Reviewed August 2009

Vincent Amanor-Boadu, Ph.D.
 Department of Agricultural Economics
 Kansas State University
 vincent@agecon.ksu.edu


Strategic overview encompasses the vision, mission, core values and the overall objectives the organization seeks to achieve. Leaders who learn how to use the strategic overview of the company effectively can draw on it to build and boost morale, attract committed employees and get people to go beyond themselves to contribute to something bigger than themselves. It is a powerful tool that when well articulated, orchestrated and implemented, can help make management easy. We discuss each of these components in the following subsections.

Vision Statement

The vision is what the organization wants to be recognized for. We may think about the vision as answering the following question: “Ten years hence, describe what this company has achieved to warrant receiving a national recognition from the most influential organization in the land.” The achievement that warrants recognition beyond the self is the vision of the organization. As an organizational vision, it must be shared by all involved and associated with the business organization – employees, officers, and directors. As individuals, well-articulated visions help us define our place and the role we can play in building something bigger and better for humanity. In this sense, the vision is bigger than the individual objectives – e.g., profitability, sustainability, employment, etc. – articulated by the organization or its people. It becomes the common thread that binds everything in the organization together in serene times and during crises. Because of its importance is defining the organization’s culture, the vision quest is non-trivial exercise, requiring the same effort that the saints and the sages of historic times invested to discover their calling.

The vision statement is concise, clear, timeless and broad enough for current and future individuals associated with the organization to find a personal connection to it. A vision that is incapable of evoking action through behavioral change must be regarded as dead! To this Warren Bennis, the renowned management thinker and author said, “Action without vision is stumbling in the dark, and vision without action is povertystricken poetry.” Margaret Wheatley, management researcher and author, emphasized the importance of the vision influencing employees’ behavior rather than being an evocative message about some desired future state. Basically, therefore, the vision should inspire action by influencing individuals and the organizational behavior.

Whole Foods Market®, the Austin, Texas-based organic and natural food retailer, states its vision as “Whole Foods, Whole People, Whole Planet.” Shred-It, the mobile, on-site document destruction company headquartered in Oakville, Ontario, Canada, presents its vision as “Relentless pursuit of success and innovation.” And for global delivery company, Memphis-based FedEx Corporation, the vision statement is simply “Leading the way.” Microsoft Corporation, Redmond, WA-based software giant started off with a very clear and compelling vision: “A computer on every desk and in every home.” In each of these examples, we are left with a clear meaning of what the vision says and while our interpretations may differ, our ideas about what needs to be done to achieve the vision will be complementary.
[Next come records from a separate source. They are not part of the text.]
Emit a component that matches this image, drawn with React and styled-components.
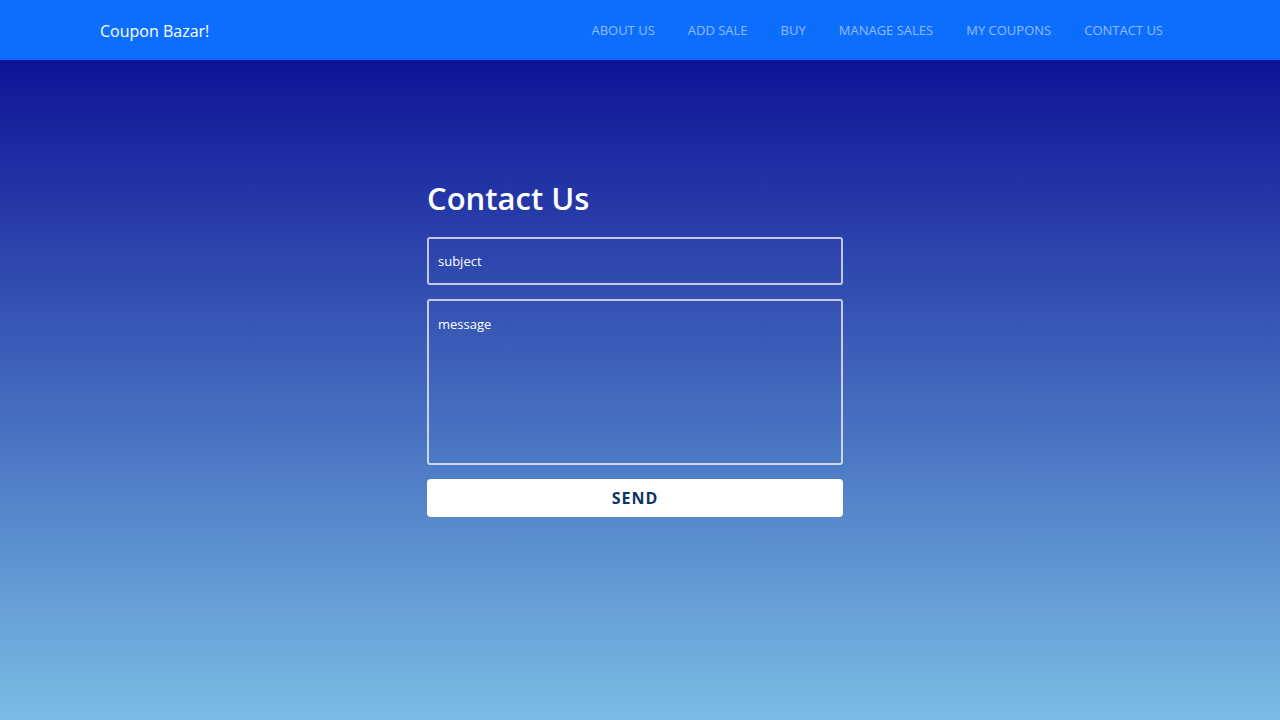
import React from "react";
import styled, { createGlobalStyle } from "styled-components";

const GlobalStyle = createGlobalStyle`
    html, body {
        margin: 0;
        padding: 0;
    }
    body {
        font-family: "Open Sans", "Noto Sans", sans-serif;
    }
`;

const Page = styled.div`
    display: flex;
    flex-direction: column;
    height: 720px;
`;

const NavBar = styled.nav`
    height: 60px;
    flex-shrink: 0;
    background: #0d6efd;
    display: flex;
    align-items: center;
    justify-content: space-between;
    padding: 0 100px;
    box-sizing: border-box;
`;

const Brand = styled.a`
    color: #fff;
    font-size: 16px;
    text-decoration: none;
    padding-top: 1px;
`;

const NavList = styled.div`
    display: flex;
    align-items: center;
    gap: 33px;
    padding-right: 17px;
`;

const NavItem = styled.a`
    color: rgba(255, 255, 255, 0.55);
    font-size: 13px;
    text-transform: uppercase;
    text-decoration: none;
`;

const Main = styled.main`
    flex: 1;
    background: linear-gradient(180deg, #0f1396 0%, #4c78c4 60%, #7bbde4 100%);
    display: flex;
    justify-content: center;
    padding-top: 116px;
    box-sizing: border-box;
`;

const Form = styled.form`
    width: 416px;
    margin-right: 10px;
    display: flex;
    flex-direction: column;
    gap: 14px;
`;

const Title = styled.h1`
    margin: 0 0 3px;
    color: #fff;
    font-size: 31px;
    font-weight: 600;
    line-height: 44px;
`;

const field = `
    width: 100%;
    box-sizing: border-box;
    background: transparent;
    border: 2px solid rgba(255, 255, 255, 0.7);
    border-radius: 3px;
    color: #fff;
    font-family: "Open Sans", "Noto Sans", sans-serif;
    font-size: 13px;
    padding: 0 9px;
    outline: none;
    &::placeholder {
        color: #fff;
        opacity: 1;
    }
`;

const Input = styled.input`
    ${field}
    height: 48px;
`;

const TextArea = styled.textarea`
    ${field}
    height: 166px;
    padding-top: 14px;
    resize: none;
`;

const SendButton = styled.button`
    height: 38px;
    border: none;
    border-radius: 4px;
    background: #fff;
    color: #0b3466;
    font-family: "Open Sans", "Noto Sans", sans-serif;
    font-size: 16px;
    font-weight: 700;
    letter-spacing: 1px;
    text-transform: uppercase;
    cursor: pointer;
`;

const links = ["About us", "Add sale", "Buy", "Manage sales", "My coupons", "Contact us"];

function App() {
    return (
        <>
            <GlobalStyle />
            <Page>
                <NavBar>
                    <Brand href="#">Coupon Bazar!</Brand>
                    <NavList>
                        {links.map((l) => (
                            <NavItem key={l} href="#">
                                {l}
                            </NavItem>
                        ))}
                    </NavList>
                </NavBar>
                <Main>
                    <Form onSubmit={(e) => e.preventDefault()}>
                        <Title>Contact Us</Title>
                        <Input placeholder="subject" />
                        <TextArea placeholder="message" />
                        <SendButton type="submit">Send</SendButton>
                    </Form>
                </Main>
            </Page>
        </>
    );
}

export default App;
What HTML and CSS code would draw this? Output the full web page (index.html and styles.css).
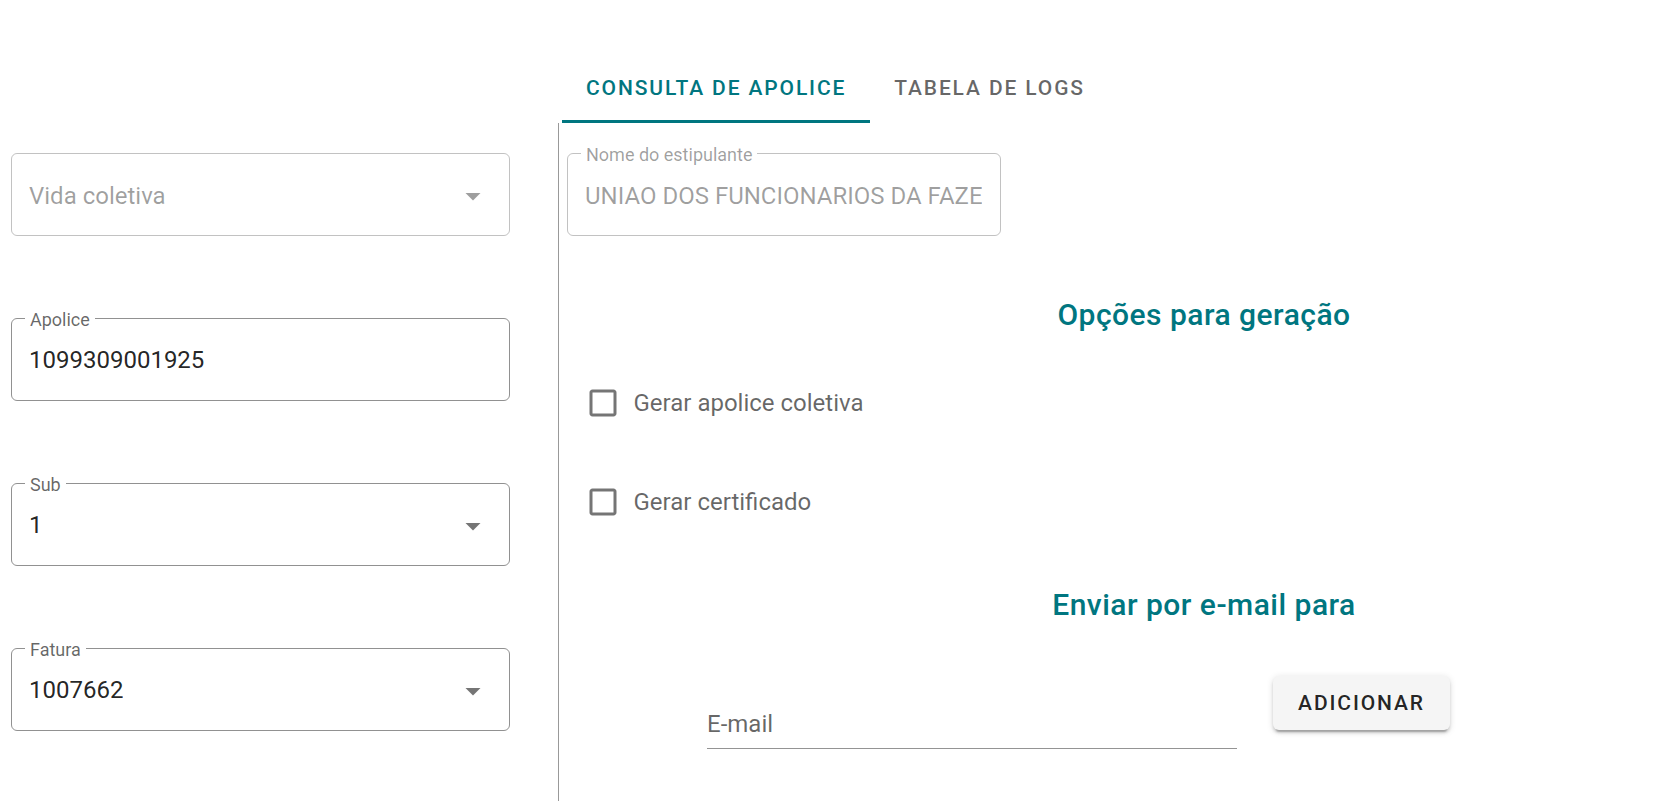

That is the power of effective vision statements: they help individuals within the organization to know what they need to do; they provide people with a compass to help them decide the role they want to play within the bigger scheme of things. A good vision calls people to act on the courage of their own convictions evoked by the invitation to be part of something bigger than themselves.

Mission Statement

Many companies do not distinguish between the vision and the mission statements. Dallas, Texas-based Southwest Airlines, one of the most successful airlines in recent history, for example, does not specify a vision, but articulates a mission that is as compelling as a vision statement: “Dedication to the highest quality of customer service, delivered with a sense of warmth, friendliness, individual pride, and Company Spirit.” Shred-It states its mission as “Shred-it will consistently deliver the greatest security, cost effectiveness, convenience and environmentally-friendly service available.”  FedEx states its mission as “FedEx Corporation will produce superior financial returns for its shareowners by providing high value-added logistics, transportation and related information services through focused operating companies.” In each of these mission statements, we observe ends and means – “dedicated to customer service with a sense of humor,” “deliver security, savings, convenience,” and “produce profits by providing value-added logistics.” The difference between vision and mission starts to become clear in the nature of statements themselves. Thus, while missions change as they are achieved, visions remain as pillars of guidance for the organizations over long periods.  In a sense, while the vision may be considered an oasis, the mission is a waterhole on the journey towards the oasis. Therefore, mission statements are defined as the timely hurdles that need to be overcome in order to advance towards the timeless target expressed by the vision. For FedEx Corporation, these hurdles include providing high value-added logistics, transportation and related information services while Shred-It is confronted with delivering the greatest security, cost effectiveness, convenience and environmentally-friendly service.

Core Values

Core values specify minimum value standards that will guide actions and behavior of the organization’s people. General Electric’s core values encompass integrity, governance, social performance, environment, health and safety, quality and innovation. The company defines each of these values such that their expected meanings are communicated clearly to its employees. Each employee is expected to sign the integrity policy, suggesting that GE will not tolerate any deviance from its integrity value. Microsoft Corporation links the achievement of its mission directly to its core values: Integrity and honesty; Passion for customers, partners, and technology; Open and respectful with others and dedicated to making them better; Willingness to take on big challenges and see them through; Self critical, questioning, and committed to personal excellence and self improvement. For Family Tradition Foods, Inc., a Wheatley, Ontario, Canada-based vegetable processing company, the employees used the first letters of the company’s core values to form an acronym that helps them to not only remember their values but to challenge behavior deviating from them: Respect IRIS, where IRIS represented Innovation, Responsibility, Integrity and common Sense.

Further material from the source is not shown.